Opinion
File No. 28700
Section 31-235 (2) specifies that an unemployed person, to be eligible for unemployment benefits, must have been "making reasonable efforts to obtain work." The plaintiff had retired from state employment after thirty-five years and was in good health. His search for work, the commissioner found, varied from a few hours to a day each week. Held that the commissioner's decision that the plaintiff had not met the reasonable effort requirement of the statute could not be disturbed.
Memorandum filed May 21, 1963
Memorandum of decision in appeal from an unemployment compensation award. Appeal dismissed.
Gilman, Jacobson, Laudone Dutton, of Norwich, for the plaintiff (claimant).
Albert L. Coles, attorney general, and Harry Silverstone, assistant attorney general, for the Administrator, Unemployment Compensation Act.
The plaintiff has appealed from the denial of his application for unemployment compensation benefits. The record discloses that he was employed by the state of Connecticut from 1927 to 1962 and left his employment voluntarily when he reached the age where he would be eligible for a state pension. His accrued vacation and terminal leave expired on April 1, 1962.
The finding of the commissioner indicates that "the claimant's search for work, as recounted by him, could have been conducted in a period of time varying from a few hours to a day each week. In view of his age and the state of health, which is good, this did not constitute reasonable effort to find work. If he had made greater and more serious effort to find work, he would have been employed much earlier than he was, and would have had a job to go to as soon as he left his Norwich Hospital employment."

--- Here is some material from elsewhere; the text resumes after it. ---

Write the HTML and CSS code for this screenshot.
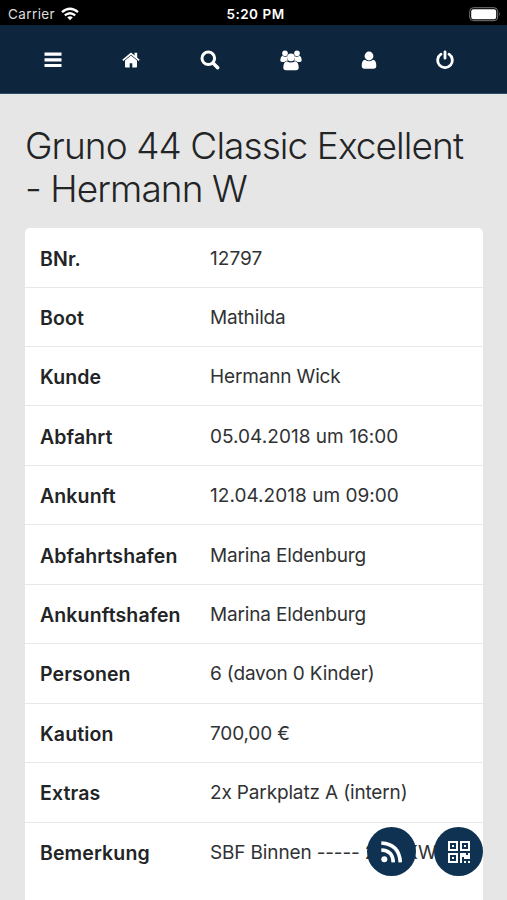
FILE: index.html
```
<!DOCTYPE html>
<html lang="de">
<head>
<meta charset="utf-8">
<meta name="viewport" content="width=device-width, initial-scale=1">
<title>Gruno 44 Classic Excellent</title>
<link rel="stylesheet" href="styles.css">
</head>
<body>
<header class="status">
  <div class="carrier"><span>Carrier</span>
    <svg class="line" width="18" height="14" viewBox="0 0 18 14" stroke-width="2.3"><path d="M1 5.200Q9-1.700 17 5.200M3.800 8.400Q9 4 14.200 8.400"/><path class="solid" d="M6.200 10.300Q9 8 11.800 10.300L9 13.200Z"/></svg>
  </div>
  <span class="time">5:20 PM</span>
  <svg class="battery" width="32" height="15" viewBox="0 0 32 15"><rect class="shell" x=".7" y=".7" width="28" height="13" rx="3.7"/><rect x="2.2" y="2.2" width="25" height="10" rx="2.2"/><path d="M30 5q1.700 2.200 0 4.500z" opacity=".5"/></svg>
</header>
<nav class="nav">
  <svg width="18" height="16" viewBox="0 0 18 16"><path d="M.5.5h17v3.200H.5zM.5 6.200h17v3.200H.5zM.5 11.900h17v3.200H.5z"/></svg>
  <svg width="18" height="16" viewBox="0 0 18 16"><path d="M9 3.400 3 8.400v6.300q0 .8.800.8h3.900v-4.300h2.600v4.300h3.900q.8 0 .8-.8v-6.300z"/><path class="line" d="M.8 8.300 9 1.500l8.200 6.800" stroke-width="1.700"/><path d="M12.500.8h2.700v6.200l-2.700-2z"/></svg>
  <svg class="line" width="20" height="20" viewBox="0 0 20 20"><circle cx="8.300" cy="8.300" r="6.300" stroke-width="3"/><path d="m13 13 4.700 4.700" stroke-width="3.400" stroke-linecap="round"/></svg>
  <svg width="22" height="21" viewBox="0 0 22 21"><circle cx="5" cy="3.300" r="2.800"/><circle cx="17" cy="3.300" r="2.800"/><path d="M2.300 5.500Q4.500 7.500 7 6.200 6.500 9 8 10.500 5.500 10.600 4.500 12H2Q.3 12 .3 10.300.3 7 2.300 5.500zM19.700 5.500Q17.500 7.500 15 6.200 15.500 9 14 10.500 16.500 10.600 17.500 12H20q1.700 0 1.700-1.700 0-3.300-2-4.800z"/><circle cx="11" cy="7.300" r="3.900"/><path d="M6.800 11.200Q11 14 15.200 11.200q3.500 1 3.500 6.300 0 2.700-2.700 2.700H6q-2.700 0-2.700-2.700 0-5.300 3.500-6.300z"/></svg>
  <svg class="user" width="16" height="19" viewBox="0 0 16 19"><circle cx="8" cy="5" r="4.400"/><path d="M4 8.700q4 3.300 8 0 3.300.6 3.300 6 0 3-2.700 3H3.400q-2.700 0-2.700-3 0-5.400 3.300-6z"/></svg>
  <svg class="line power" width="18" height="19" viewBox="0 0 18 19" stroke-width="2.800" stroke-linecap="round"><path d="M5 4.200a7.300 7.300 0 1 0 8 0M9 1.800v6.400"/></svg>
</nav>
<main class="page">
  <h1>Gruno 44 Classic Excellent<br>- Hermann W</h1>
  <dl class="details">
    <div class="row"><dt>BNr.</dt><dd class="digits">12797</dd></div>
    <div class="row"><dt>Boot</dt><dd>Mathilda</dd></div>
    <div class="row"><dt>Kunde</dt><dd>Hermann Wick</dd></div>
    <div class="row"><dt>Abfahrt</dt><dd class="digits">05.04.2018 um 16:00</dd></div>
    <div class="row"><dt>Ankunft</dt><dd class="digits">12.04.2018 um 09:00</dd></div>
    <div class="row"><dt>Abfahrtshafen</dt><dd>Marina Eldenburg</dd></div>
    <div class="row"><dt>Ankunftshafen</dt><dd>Marina Eldenburg</dd></div>
    <div class="row"><dt>Personen</dt><dd>6 (davon 0 Kinder)</dd></div>
    <div class="row"><dt>Kaution</dt><dd>700,00 €</dd></div>
    <div class="row"><dt>Extras</dt><dd>2x Parkplatz A (intern)</dd></div>
    <div class="row"><dt>Bemerkung</dt><dd>SBF Binnen ----- <span class="cars">2x PKW</span></dd></div>
  </dl>
</main>
<div class="actions">
  <a class="fab"><svg class="line" width="24" height="24" viewBox="0 0 24 24" stroke-width="3.600"><circle class="solid" cx="4.300" cy="19.300" r="3"/><path d="M1.300 10q11.500.5 12 12.300M1.300 3q18 1 19 19.300"/></svg></a>
  <a class="fab"><svg width="22" height="22" viewBox="0 0 22 22"><path fill-rule="evenodd" d="M0 0h10v10H0zM2 2v6h6V2zM12 0h10v10H12zM14 2v6h6V2zM0 12h10v10H0zM2 14v6h6v-6zM4 4h2v2H4zM16 4h2v2h-2zM4 16h2v2H4zM12 12h6v2h2v-2h2v6h-6v-2h-2v6h-2zM16 20h2v2h-2zM20 20h2v2h-2z"/></svg></a>
</div>
</body>
</html>
```
FILE: styles.css
```
* { box-sizing: border-box; }
body {
  margin: 0;
  height: 900px;
  overflow: hidden;
  background: #e6e6e6;
  color: #222426;
  font-family: Inter, "Liberation Sans", sans-serif;
}
svg { display: block; fill: #fff; flex: none; }
.line { fill: none; stroke: #fff; }
.solid { fill: #fff; stroke: none; }
.shell { fill: none; stroke: #777; }
.status {
  display: grid;
  grid-template-columns: 1fr auto 1fr;
  align-items: center;
  height: 25px;
  padding: 3px 6px 0 8px;
  background: #000;
  color: #fff;
  font-size: 13.5px;
  line-height: 22px;
}
.carrier { display: flex; align-items: center; gap: 6px; color: #ddd; letter-spacing: .4px; }
.time { font-weight: 600; font-size: 13.5px; letter-spacing: .5px; padding-left: 2px; }
.battery { justify-self: end; }
.nav {
  display: grid;
  grid-template-columns: 78px 78px 80px 82px 75px 77px;
  align-items: center;
  justify-items: center;
  height: 69px;
  padding: 2px 0 0 14px;
  background: #0d263e;
  border-bottom: 1px solid #314b5e;
}
.user, .power { margin-right: 2px; }
.power { margin-bottom: 2px; }
.page { padding: 30px 25px 0; }
h1 {
  margin: 0 0 18px;
  font-size: 37px;
  line-height: 43px;
  font-weight: 300;
  letter-spacing: -.92px;
  white-space: nowrap;
}
.details {
  margin: 0;
  width: 457.500px;
  height: 700px;
  background: #fff;
  border-radius: 5px 5px 0 0;
}
.row {
  display: grid;
  grid-template-columns: 170px 1fr;
  align-items: center;
  height: 59.450px;
  padding: 2px 0 0 15px;
  border-bottom: 1px solid #e6e8e9;
  font-size: 19px;
  line-height: 28px;
  white-space: nowrap;
}
.row:first-child { height: 59.600px; padding-top: 3px; }
.row:last-child { border-bottom: 0; }
dt { font-size: 19.500px; font-weight: 600; letter-spacing: .12px; }
dd { margin: 0; color: #303234; letter-spacing: -.15px; }
.digits { letter-spacing: .03px; }
.cars { letter-spacing: .2px; }
.actions {
  position: absolute;
  left: 367px;
  top: 827px;
  display: flex;
  gap: 18px;
}
.fab {
  display: grid;
  place-items: center;
  width: 49px;
  height: 49px;
  border-radius: 50%;
  background: #103252;
}
```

It would appear that in many respects this case is similar to that reported in Puter v. Administrator, 22 Conn. Sup. 96. However, the decision of the commissioner is not placed upon the same grounds but on the ground that the applicant has failed to meet the reasonable effort requirement of the Unemployment Compensation Act. General Statutes § 31-235 (2).
It cannot be held that the decision is unreasonable or that the commissioner acted "unreasonably, arbitrarily or illegally." That is the limit of this court's jurisdiction in such appeals. Lanyon v. Administrator, 139 Conn. 20, 28. The court cannot substitute its own conclusions for those of the commissioner. Almada v. Administrator, 137 Conn. 380, 391; see Practice Book § 312; Ogozalek v. Administrator, 22 Conn. Sup. 100, 104.